Quanto successo a Caivano ha sconvolto tutti. Un omicidio e un pestaggio di una ferocia assurda, come assurda la motivazione che ne sta alla base: il rifiuto della famiglia di Maria Paola Gaglione della relazione con un ragazzo trans.
E come se non bastasse questa assurda ferocia transfobica si è unita la miseria e il pressappochismo di un certo giornalismo mainstream che ha dato la notizia parlando di relazione gay, relazione lesbica, e parlando di Ciro come se fosse una donna e usando addirittura il dead name, Cira, facendo quello che in gergo si chiama “misgendering“, ossia la pratica transfobica di rivolgersi alle persone transgender con i pronomi volutamente sbagliati e in base al sesso assegnato alla nascita.
E se ci pensate bene questo è l’esatto punto di vista dell’assassino. Questi giornalisti ci hanno raccontato la tragedia guardandola con gli occhi dell’omicida, negando l’identità di genere di Ciro, considerandolo una donna e dunque presentandoci la vicenda come quella di una coppia lesbica.
In realtà quella fra una relazione etero. Fra una donna e un uomo. Punto. Come si può usare tanto pressapochismo e tanto sfacciato disprezzo per la vita e l’autodeterminazione delle persone?
Un’altra cosa che mi ha colpito è il coro dei finti egualitaristi, di quelli che “ma perché parlate dell’orientamento sessuale?” “ma che c’entra se lei è trans” o peggio ancora “sono fatti privati“.
Questa corsa a derubricare l’orientamento sessuale e l’identità di genere delle persone come fatti privati ricorda tanto il cavallo di battaglia degli omofobi che hanno sempre un sacco di amici gay ma “basta che lo facciano a casa loro“. Ho una brutta notizia per loro: no, non lo facciamo a casa nostra e no, non ci nascondiamo più.
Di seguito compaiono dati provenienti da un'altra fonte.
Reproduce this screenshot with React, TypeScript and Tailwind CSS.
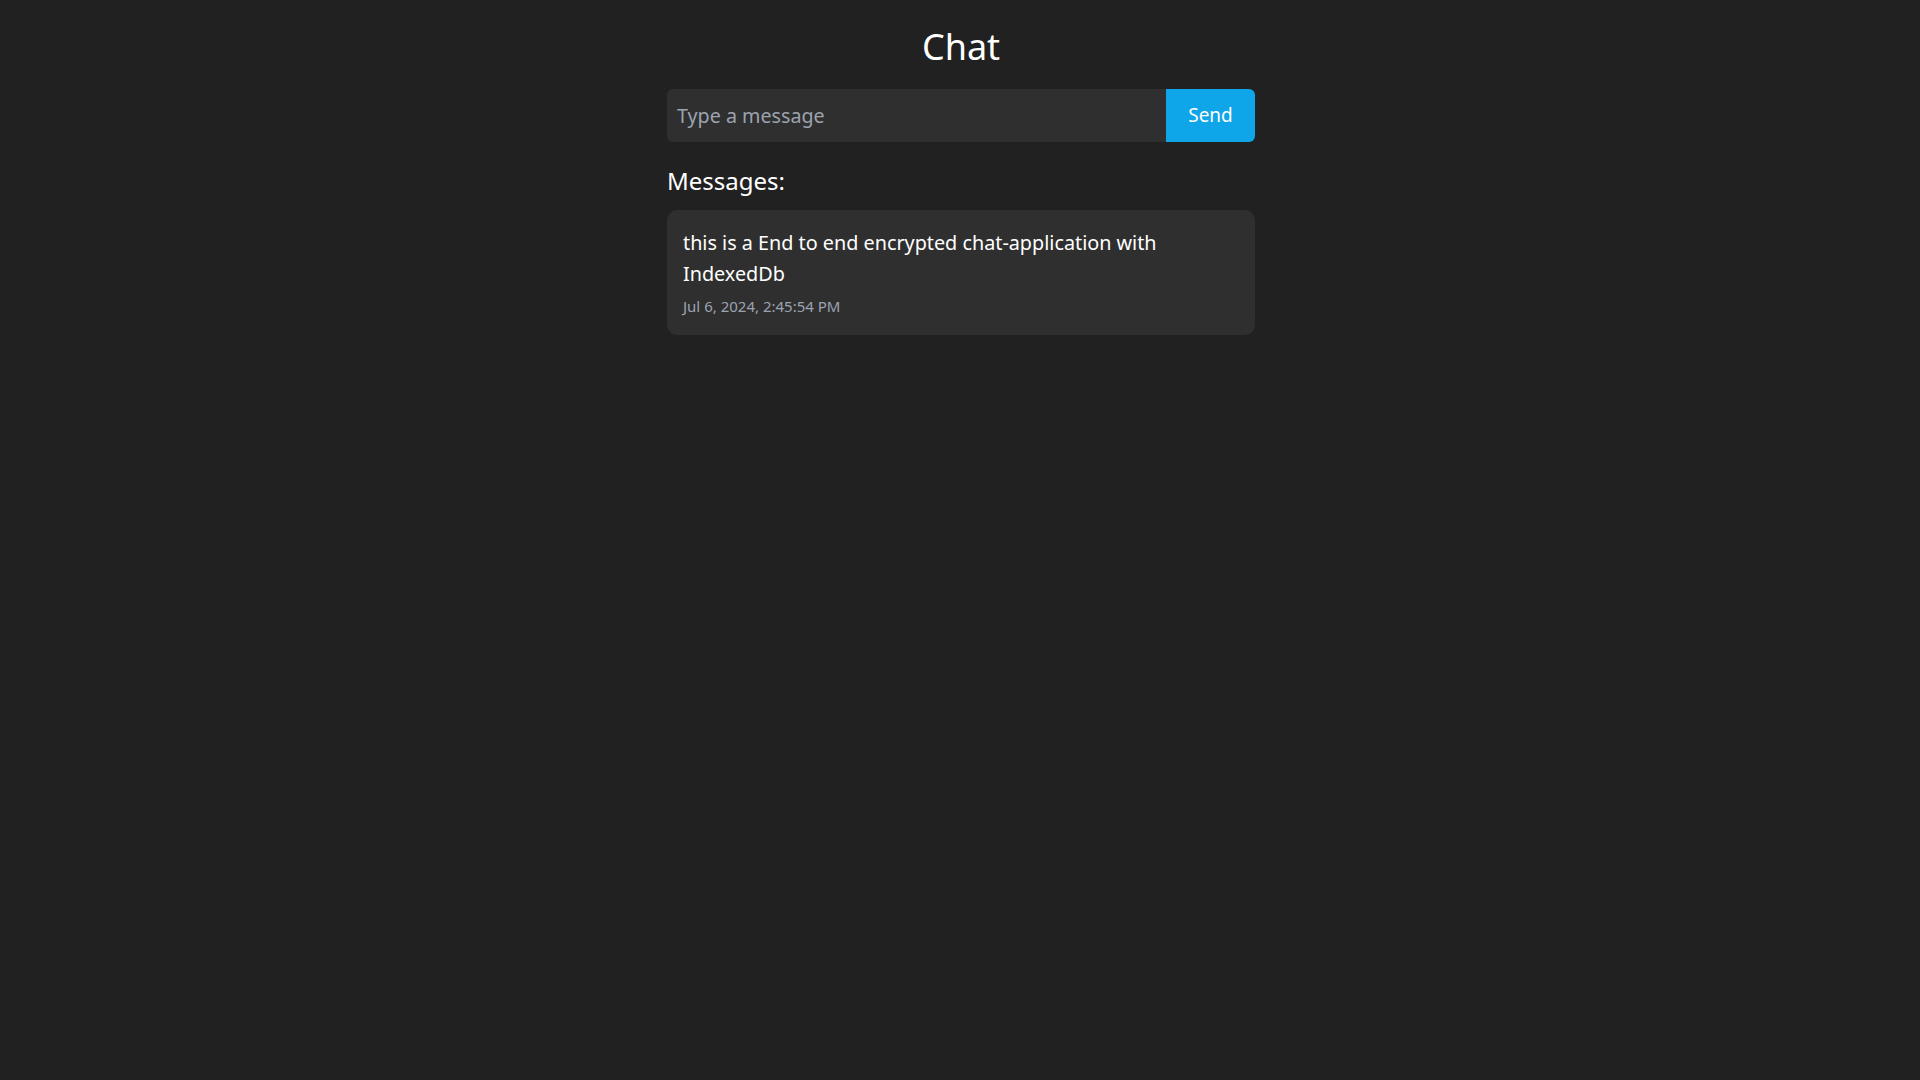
import { useState } from "react"

type Message = {
   text: string
   time: string
}

const initialMessages: Message[] = [
   {
      text: "this is a End to end encrypted chat-application with IndexedDb",
      time: "Jul 6, 2024, 2:45:54 PM",
   },
]

export default function App() {
   const [messages] = useState<Message[]>(initialMessages)
   const [text, setText] = useState("")

   return (
      <div className="min-h-screen bg-[#212121] text-white font-['Noto_Sans',sans-serif]">
         <div className="w-[588px] mx-auto pt-[23px] translate-x-[1px]">
            <h1 className="text-center text-[36px] leading-[48px]">Chat</h1>

            <form className="flex mt-[18px] h-[53px]" onSubmit={(e) => e.preventDefault()}>
               <input
                  value={text}
                  onChange={(e) => setText(e.target.value)}
                  placeholder="Type a message"
                  className="flex-1 bg-[#2f2f2f] rounded-l-md px-[10px] text-[19.7px] text-white placeholder:text-[#9ca3af] outline-none"
               />
               <button type="submit" className="w-[89px] bg-[#0ea5e9] rounded-r-md text-[19px] text-white">
                  Send
               </button>
            </form>

            <h2 className="mt-[23px] text-[24px] leading-[32px]">Messages:</h2>

            <div className="mt-[13px] flex flex-col gap-3">
               {messages.map((m, i) => (
                  <div key={i} className="bg-[#2f2f2f] rounded-[10px] px-4 pt-[17px] pb-[19px]">
                     <p className="text-[19.8px] leading-[31px]">{m.text}</p>
                     <p className="mt-[7px] text-[15px] leading-[20px] text-[#9ca3af]">{m.time}</p>
                  </div>
               ))}
            </div>
         </div>
      </div>
   )
}
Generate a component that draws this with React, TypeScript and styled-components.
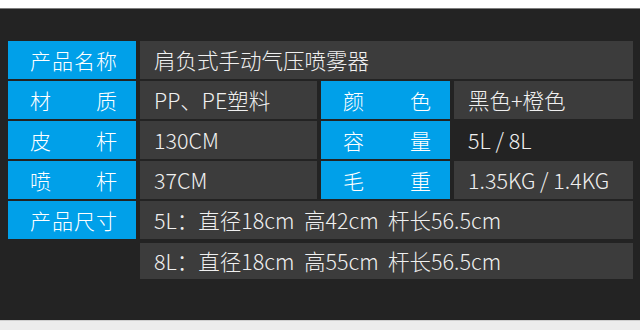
import React from "react";
import styled, { createGlobalStyle } from "styled-components";

const GlobalStyle = createGlobalStyle`
  html, body {
    margin: 0;
    padding: 0;
    background: #ececec;
  }
  body {
    font-family: "Noto Sans CJK SC", "Noto Sans", sans-serif;
  }
`;

const TopStrip = styled.div`
  height: 8px;
  background: #ffffff;
`;

const Panel = styled.div`
  box-sizing: border-box;
  height: 313px;
  background: #232323;
  border-top: 1px solid #7d7d7d;
  border-bottom: 1px solid #cfcfcf;
  padding: 32px 7px 0 8px;
`;

const SpecGrid = styled.div`
  display: grid;
  grid-template-columns: 128px 177px 129px 179px;
  grid-auto-rows: 38px;
  column-gap: 4px;
  row-gap: 2px;
`;

const Label = styled.div`
  display: flex;
  justify-content: space-between;
  align-items: center;
  padding: 0 19px 0 22px;
  background: #00a0e9;
  color: #ffffff;
  font-size: 21px;
  font-weight: 300;
  line-height: 1;
`;

const Value = styled.div<{ $span?: number; $plain?: boolean; $shift?: boolean }>`
  grid-column: span ${(p) => p.$span ?? 1};
  display: flex;
  align-items: center;
  padding-left: 14px;
  background: ${(p) => (p.$plain ? "#232323" : "#3c3c3c")};
  color: #f0f0f0;
  font-size: 21.5px;
  font-weight: 300;
  line-height: 1;
  white-space: pre;
  margin-top: ${(p) => (p.$shift ? "2px" : "0")};
`;

const Spacer = styled.div``;

const LabelCell: React.FC<{ text: string }> = ({ text }) => (
  <Label>
    {text.split("").map((c, i) => (
      <span key={i}>{c}</span>
    ))}
  </Label>
);

const App: React.FC = () => {
  return (
    <>
      <GlobalStyle />
      <TopStrip />
      <Panel>
        <SpecGrid>
          <LabelCell text="产品名称" />
          <Value $span={3}>肩负式手动气压喷雾器</Value>

          <LabelCell text="材质" />
          <Value>PP、PE塑料</Value>
          <LabelCell text="颜色" />
          <Value>黑色+橙色</Value>

          <LabelCell text="皮杆" />
          <Value>130CM</Value>
          <LabelCell text="容量" />
          <Value $plain>5L / 8L</Value>

          <LabelCell text="喷杆" />
          <Value>37CM</Value>
          <LabelCell text="毛重" />
          <Value>1.35KG / 1.4KG</Value>

          <LabelCell text="产品尺寸" />
          <Value $span={3}>5L：直径18cm  高42cm  杆长56.5cm</Value>

          <Spacer />
          <Value $span={3} $shift>
            8L：直径18cm  高55cm  杆长56.5cm
          </Value>
        </SpecGrid>
      </Panel>
    </>
  );
};

export default App;
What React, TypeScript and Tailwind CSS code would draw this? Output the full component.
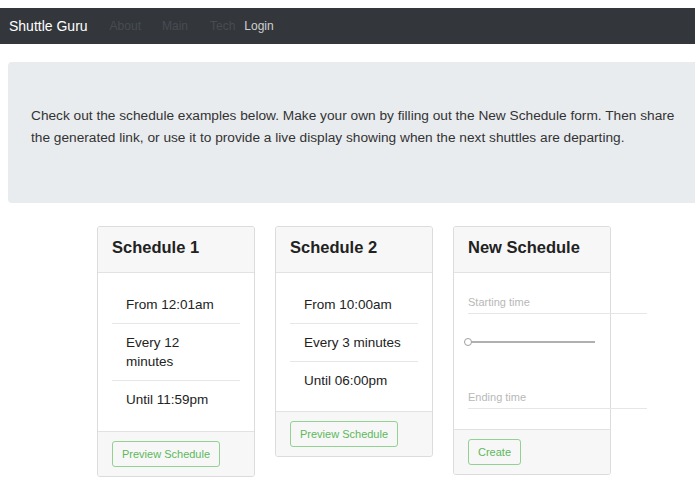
import React from "react";

function ListItem({ children, last }: { children: React.ReactNode; last?: boolean }) {
  return (
    <div
      className={
        "pl-[14px] pr-[14px] py-[9px] leading-[19px] text-[13.5px] text-[#222] " +
        (last ? "" : "border-b border-[#e6e6e6]")
      }
    >
      {children}
    </div>
  );
}

function Card({ title, children, footer }: { title: string; children: React.ReactNode; footer: React.ReactNode }) {
  return (
    <div className="w-[158px] border border-[#dcdcdc] rounded-[3px] bg-white">
      <div className="h-[46px] bg-[#f7f7f7] border-b border-[#e2e2e2] px-[14px] pt-[9px] rounded-t-[3px]">
        <div className="text-[16.5px] leading-[22px] font-bold text-[#222]">{title}</div>
      </div>
      {children}
      <div className="bg-[#f7f7f7] border-t border-[#e2e2e2] px-[14px] pt-[9px] pb-[9px] rounded-b-[3px]">{footer}</div>
    </div>
  );
}

function GreenButton({ children }: { children: React.ReactNode }) {
  return (
    <button className="h-[26px] px-[9px] border border-[#92d192] rounded-[3px] text-[11px] text-[#5cb85c] bg-transparent leading-[24px]">
      {children}
    </button>
  );
}

export default function App() {
  return (
    <div
      className="min-h-[494px] bg-white pt-[8px] overflow-hidden"
      style={{ fontFamily: '"Liberation Sans", Arial, sans-serif' }}
    >
      <nav className="h-[36px] bg-[#33373c] flex items-center pl-[9px]">
        <span className="text-[14px] text-white">Shuttle Guru</span>
        <span className="ml-[22px] text-[12px] text-[#474c52]">About</span>
        <span className="ml-[21px] text-[12px] text-[#474c52]">Main</span>
        <span className="ml-[22px] text-[12px] text-[#474c52]">Tech</span>
        <span className="ml-[9px] text-[12px] text-[#cfcfcf]">Login</span>
      </nav>

      <div className="mt-[18px] ml-[8px] bg-[#e9ecef] rounded-l-[4px] pl-[23px] pt-[43px] pb-[54px]">
        <p className="max-w-[655px] text-[13.7px] leading-[22px] text-[#333]">
          Check out the schedule examples below. Make your own by filling out the New Schedule form. Then share the
          generated link, or use it to provide a live display showing when the next shuttles are departing.
        </p>
      </div>

      <div className="mt-[23px] pl-[97px] flex items-start gap-[20px]">
        <Card title="Schedule 1" footer={<GreenButton>Preview Schedule</GreenButton>}>
          <div className="px-[14px] pt-[13px] pb-[13px]">
            <ListItem>From 12:01am</ListItem>
            <ListItem>Every 12 minutes</ListItem>
            <ListItem last>Until 11:59pm</ListItem>
          </div>
        </Card>

        <Card title="Schedule 2" footer={<GreenButton>Preview Schedule</GreenButton>}>
          <div className="px-[14px] pt-[13px] pb-[12px]">
            <ListItem>From 10:00am</ListItem>
            <ListItem>Every 3 minutes</ListItem>
            <ListItem last>Until 06:00pm</ListItem>
          </div>
        </Card>

        <Card title="New Schedule" footer={<GreenButton>Create</GreenButton>}>
          <div className="px-[14px] pt-[17px] pb-[20px]">
            <div className="w-[179px] h-[24px] border-b border-[#e6e6e6] text-[11px] leading-[24px] text-[#b8b8b8]">
              Starting time
            </div>
            <div className="relative mt-[23px] w-[127px] h-[10px]">
              <div className="absolute left-0 right-0 top-[4px] h-[2px] bg-[#b0b0b0]" />
              <div className="absolute left-[-4px] top-[1px] w-[8px] h-[8px] rounded-full border border-[#a0a0a0] bg-white" />
            </div>
            <div className="mt-[38px] w-[179px] h-[24px] border-b border-[#e6e6e6] text-[11px] leading-[24px] text-[#b8b8b8]">
              Ending time
            </div>
          </div>
        </Card>
      </div>
    </div>
  );
}
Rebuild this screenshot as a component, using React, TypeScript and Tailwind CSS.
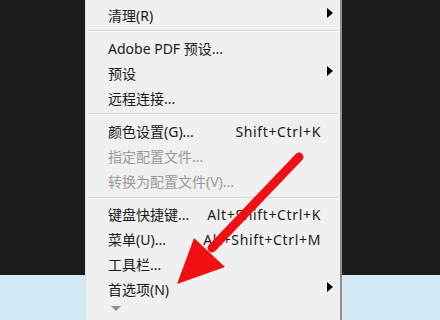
type Item =
  | { kind: "sep"; line: number }
  | { label: string; shortcut?: string; sub?: boolean; disabled?: boolean };

const items: Item[] = [
  { label: "清理(R)", sub: true },
  { kind: "sep", line: 2 },
  { label: "Adobe PDF 预设..." },
  { label: "预设", sub: true },
  { label: "远程连接..." },
  { kind: "sep", line: 2 },
  { label: "颜色设置(G)...", shortcut: "Shift+Ctrl+K" },
  { label: "指定配置文件...", disabled: true },
  { label: "转换为配置文件(V)...", disabled: true },
  { kind: "sep", line: 3 },
  { label: "键盘快捷键...", shortcut: "Alt+Shift+Ctrl+K" },
  { label: "菜单(U)...", shortcut: "Alt+Shift+Ctrl+M" },
  { label: "工具栏..." },
  { label: "首选项(N)", sub: true },
];

function SubArrow() {
  return (
    <svg width="6" height="10" viewBox="0 0 6 10" className="mt-[-6px] ml-[6px]">
      <path d="M0 0 L6 5 L0 10 Z" fill="#000" />
    </svg>
  );
}

function MenuRow({ item }: { item: Item }) {
  if ("kind" in item) {
    return (
      <div className={"flex h-[8px] flex-col " + (item.line === 3 ? "pt-[3px]" : "pt-[2px]")}>
        <div className="mx-[2px] h-px bg-[#d4d4d4]" />
        <div className="mx-[2px] h-px bg-white" />
      </div>
    );
  }
  return (
    <div className="flex h-[25px] items-center pl-[22px]">
      <span className={"flex-1 whitespace-nowrap " + (item.disabled ? "text-[#9a9a9a]" : "text-[#1a1a1a]")}>
        {item.label}
      </span>
      {item.shortcut && (
        <span className="whitespace-nowrap tracking-[0.65px] text-[#1a1a1a]">{item.shortcut}</span>
      )}
      <div className="flex w-[19px] items-center">{item.sub && <SubArrow />}</div>
    </div>
  );
}

export default function App() {
  return (
    <div
      className="relative h-[320px] w-[440px] overflow-hidden text-[14px] leading-none"
      style={{ fontFamily: '"Noto Sans", "Noto Sans CJK SC", sans-serif' }}
    >
      <div className="flex h-full flex-col">
        <div className="h-[275px] bg-[#1c1c1c]" />
        <div className="flex-1 bg-[#d3e9f3]" />
      </div>

      {/* context menu */}
      <div className="absolute left-[85px] top-0 h-[330px] w-[257px] border-l border-r-2 border-l-[#dedede] border-r-[#8e8e8e] bg-[#f0f0f0] pt-[3px]">
        {items.map((it, i) => (
          <MenuRow key={i} item={it} />
        ))}
        <div className="flex h-[12px] items-center pl-[25px]">
          <svg width="10" height="5" viewBox="0 0 10 5">
            <path d="M0 0 L10 0 L5 5 Z" fill="#8c8c8c" />
          </svg>
        </div>
      </div>

      {/* red annotation arrow */}
      <svg className="pointer-events-none absolute left-0 top-0" width="440" height="320" viewBox="0 0 440 320">
        <line x1="299" y1="157" x2="212" y2="248" stroke="#f20f14" strokeWidth="9" strokeLinecap="round" />
        <polygon points="177,284 194,238 225,267" fill="#f20f14" />
      </svg>
    </div>
  );
}
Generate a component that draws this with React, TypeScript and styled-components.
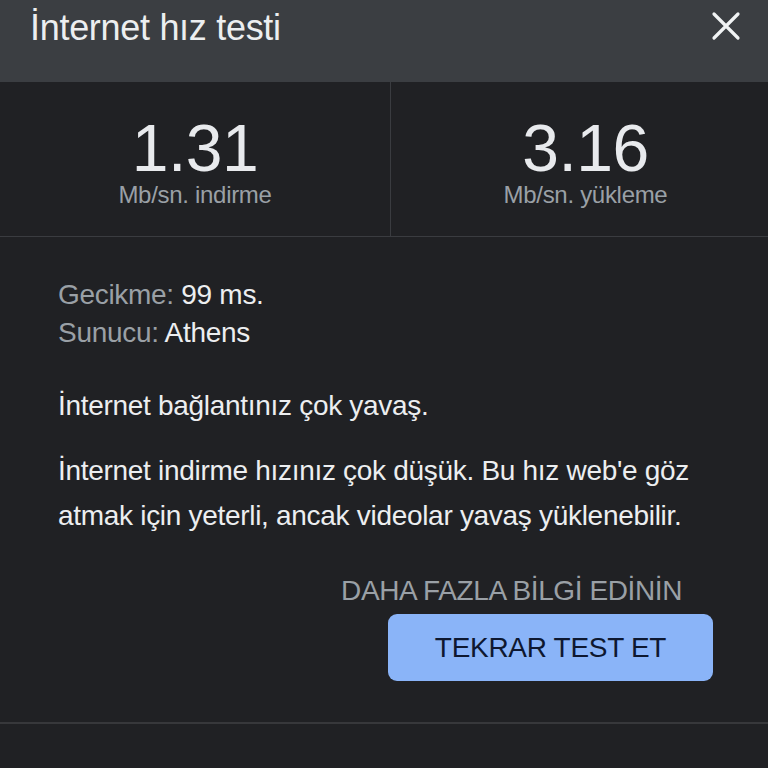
import React from "react";
import styled, { createGlobalStyle } from "styled-components";

const Global = createGlobalStyle`
  html, body { margin: 0; padding: 0; background: #202124; }
  body { font-family: "Liberation Sans", Arial, sans-serif; overflow: hidden; }
`;

const Dialog = styled.div`
  width: 768px;
  height: 768px;
  background: #202124;
  color: #e8eaed;
  overflow: hidden;
`;

const Header = styled.header`
  height: 82px;
  box-sizing: border-box;
  background: #3b3e42;
  display: flex;
  align-items: flex-start;
  justify-content: space-between;
  padding: 10px 26px 0 30px;
`;

const Title = styled.h1`
  margin: 0;
  font-size: 36px;
  line-height: 35px;
  font-weight: 400;
  color: #eceef0;
  letter-spacing: -0.3px;
`;

const Close = styled.button`
  border: 0;
  background: none;
  padding: 0;
  width: 32px;
  height: 32px;
  display: flex;
  align-items: center;
  justify-content: center;
  cursor: pointer;
`;

const Stats = styled.section`
  display: grid;
  grid-template-columns: 390px 390px;
  border-bottom: 1px solid #3a3c40;
`;

const Stat = styled.div<{ $divider?: boolean }>`
  display: flex;
  flex-direction: column;
  align-items: center;
  padding: 36px 0 29px;
  border-left: ${(p) => (p.$divider ? "1px solid #3a3c40" : "0")};
`;

const Value = styled.div`
  font-size: 66px;
  line-height: 60px;
  color: #e8eaed;
  letter-spacing: -0.5px;
`;

const Unit = styled.div`
  font-size: 24px;
  line-height: 24px;
  margin-top: 5px;
  color: #9aa0a6;
  letter-spacing: -0.3px;
`;

const Body = styled.section`
  padding: 39px 55px 41px 58px;
  display: flex;
  flex-direction: column;
  border-bottom: 2px solid #37383b;
`;

const InfoLine = styled.div`
  font-size: 28px;
  line-height: 38px;
  color: #9aa0a6;
  letter-spacing: -0.3px;
`;

const InfoValue = styled.span`
  color: #eceef0;
`;

const Message = styled.p<{ $gap: number; $lh: number }>`
  margin: ${(p) => p.$gap}px 0 0;
  font-size: 28px;
  line-height: ${(p) => p.$lh}px;
  color: #eceef0;
  letter-spacing: -0.3px;
`;

const Actions = styled.div`
  display: flex;
  flex-direction: column;
  align-items: flex-end;
  margin-top: 38px;
`;

const LinkButton = styled.a`
  font-size: 28px;
  line-height: 30px;
  color: #9aa0a6;
  margin-right: 31px;
  letter-spacing: -0.4px;
  text-decoration: none;
`;

const PrimaryButton = styled.button`
  margin-top: 8px;
  width: 325px;
  height: 67px;
  border: 0;
  border-radius: 9px;
  background: #8ab4f8;
  color: #0e1830;
  font-family: "Liberation Sans", Arial, sans-serif;
  font-size: 28px;
  letter-spacing: -0.3px;
  display: flex;
  align-items: center;
  justify-content: center;
  cursor: pointer;
`;

export default function App() {
  return (
    <>
      <Global />
      <Dialog>
        <Header>
          <Title>İnternet hız testi</Title>
          <Close aria-label="Kapat">
            <svg width="30" height="30" viewBox="0 0 30 30">
              <path d="M3 3 L27 27 M27 3 L3 27" stroke="#f1f3f4" strokeWidth="3.2" strokeLinecap="round" />
            </svg>
          </Close>
        </Header>
        <Stats>
          <Stat>
            <Value>1.31</Value>
            <Unit>Mb/sn. indirme</Unit>
          </Stat>
          <Stat $divider>
            <Value>3.16</Value>
            <Unit>Mb/sn. yükleme</Unit>
          </Stat>
        </Stats>
        <Body>
          <InfoLine>
            Gecikme: <InfoValue>99 ms.</InfoValue>
          </InfoLine>
          <InfoLine>
            Sunucu: <InfoValue>Athens</InfoValue>
          </InfoLine>
          <Message $gap={35} $lh={38}>İnternet bağlantınız çok yavaş.</Message>
          <Message $gap={23} $lh={45}>
            İnternet indirme hızınız çok düşük. Bu hız web'e göz
            <br />
            atmak için yeterli, ancak videolar yavaş yüklenebilir.
          </Message>
          <Actions>
            <LinkButton>DAHA FAZLA BİLGİ EDİNİN</LinkButton>
            <PrimaryButton>TEKRAR TEST ET</PrimaryButton>
          </Actions>
        </Body>
      </Dialog>
    </>
  );
}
Esistiamo, siamo orgogliosi di ciò che siamo, voglio tutti i vostri diritti e lotteremo per averli. Bisogna che ve ne facciate una ragione.
Non sono gli eterosessuali a stabilire se il coming out è superato, non serve più, e tutte le altre belle amenità da orsetti del cuore che ci propinano ogni volta che qualcuno rende pubblico il proprio orientamento sessuale o la propria identità di genere.
E voglio essere ben chiaro: l’orientamento sessuale e l’identità di genere di una persona non è “un’etichetta“. Non sono etichette, è la nostra identità. Che sia orientamento sessuale o identità di genere. Non sono la marca del vestito che indossiamo, sono un aspetto fondamentale di ogni essere umano. Tutelato e protetto dalla Dichiarazione Universale dei Diritti dell’Uomo. Continuare a chiamarle etichette è disprezzarci, è insultare chi e cosa siamo. Vi è proprio così difficile da capire?
Il coming out oltre che ad essere una questione squisitamente personale (altrimenti è outing, ed è spregevole) è pure un atto profondamente politico, nel senso alto del termine, e sociale. E sarà necessario fintanto che esisteranno discriminazioni nei confronti delle persone LGBT+.
Il coming out è la pietra fondamentale sul quale poggia il concetto del Pride: lo esisto, io sono orgoglioso di quello che sono. Il contrario di coming out non è il rispetto a prescindere è, appunto, il “fatelo a casa vostra” se va bene o la violenza quando va male. Come quella di Caivano.
Vorrei solo ricordarvi che, mentre noi siamo qui a discutere con chi dice che il coming out è inutile e non dovrebbe fare notizia, che è un fatto privato, che ormai nessuno bada più a queste differenze o che peggio ancora è un “auto ghettizzarsi“, che alle porte d’Europa, in Cecenia, c’è un regime che per chi fa coming out ha previsto i campi di concentramento. Dove i cittadini LGBT vengono torturati ed uccisi solo perché LGBT. Dove le autorità locali per negare l’esistenza delle violenze e dei campi affermano che “In Cecenia non esistono omosessuali“. E che dire della Polonia di Duda dove 1/3 del paese si dichiara vergognosamente “LGBT Free” con la benedizione l’approvazione della Chiesa Cattolica Polacca che recentemente ha chiesto ufficialmente al governo polacco di istituire dei centri-lager per curare l’omosessualità?
In Italia invece, solo nel 2018, sono state 50 al giorno le segnalazioni di casi di omotransfobia (verbale e fisica).
Secondo voi in questo quadro è sensato dire che il coming out delle persone LGBT+ è inutile perché non interessa più a nessuno l’orientamento sessuale delle persone e perché “siamo tutte persone” (grazie eh)? Risposta: NO!
Il primo passo per combattere le discriminazioni non è certo quello di nascondere e negarsi. Non è facile. È una lotta quotidiana. Ma nessuno ci ha mai promesso la semplicità.